Yeah. I think it was around $90 million, Bryan, last time we spoke to you guys. Patricia A. Little - Chief Financial Officer & Senior Vice President: Time we talked.

Bryan D. Spillane - Bank of America Merrill Lynch

Analyst

Okay. So the true-up in the quarter was about a $10 million differential? Patricia A. Little - Chief Financial Officer & Senior Vice President: For the year.

Mark K. Pogharian - Vice President-Investor Relations

Management

For the year.

Bryan D. Spillane - Bank of America Merrill Lynch

Analyst

For the year. Okay. And then, just as we think about that for next year, does it imply that whatever your expectations were for net pricing at the start of the year, you just have a different base net price? And so as you go into next year, it's not that you necessarily add that back, it's just your net price is lower than what you were originally assuming or is there something about that true-up that your net price realization that you'll recognize will be a little bit better next year?
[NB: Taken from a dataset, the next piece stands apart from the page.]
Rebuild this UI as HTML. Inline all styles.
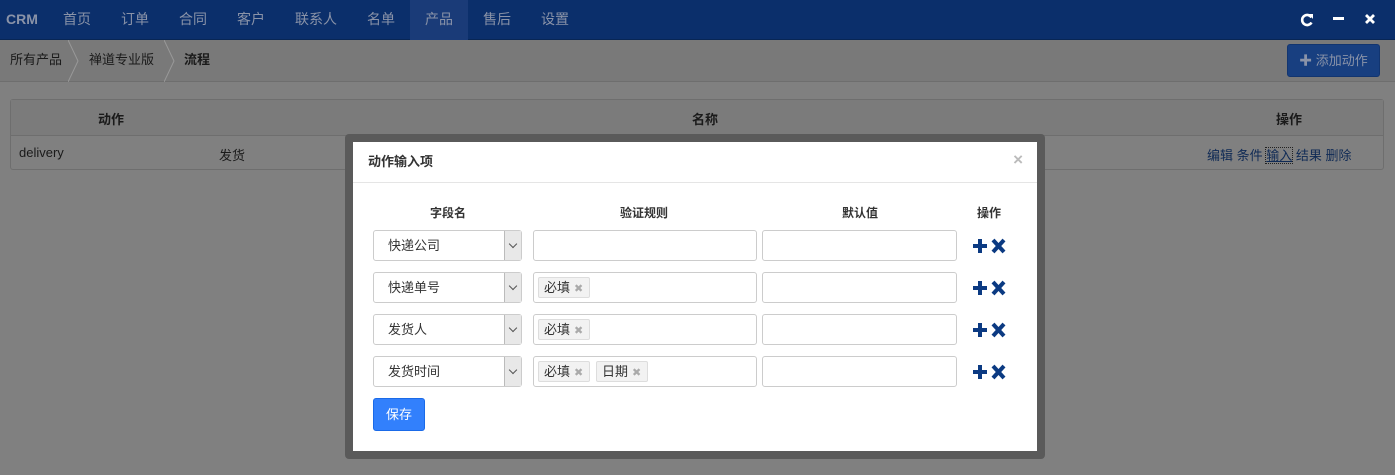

Mark K. Pogharian - Vice President-Investor Relations

Management

Yeah, I mean, on a hypothetical basis, Bryan, if gross sales are the same year-over-year, net sales would be up, because I have all this trade running through between gross and net sales this year. So in a hypothetical situation where gross sales are the same year-over-year, net sales would be up, assuming there's no more trade. Patricia A. Little - Chief Financial Officer & Senior Vice President: But I think it's also fair to say that it is overall just a rebase to a lower level as well in terms of the gross sales.

Operator

Operator

And this concludes our Q&A session. I'd like to turn our program back to our speakers for closing remarks.

Mark K. Pogharian - Vice President-Investor Relations

Management

Great. Thank you for joining us for this morning's call. I'll be available all morning and afternoon, too, for any follow-ups that you may have.

Operator

Operator

And this does conclude today's program. You may disconnect at this time.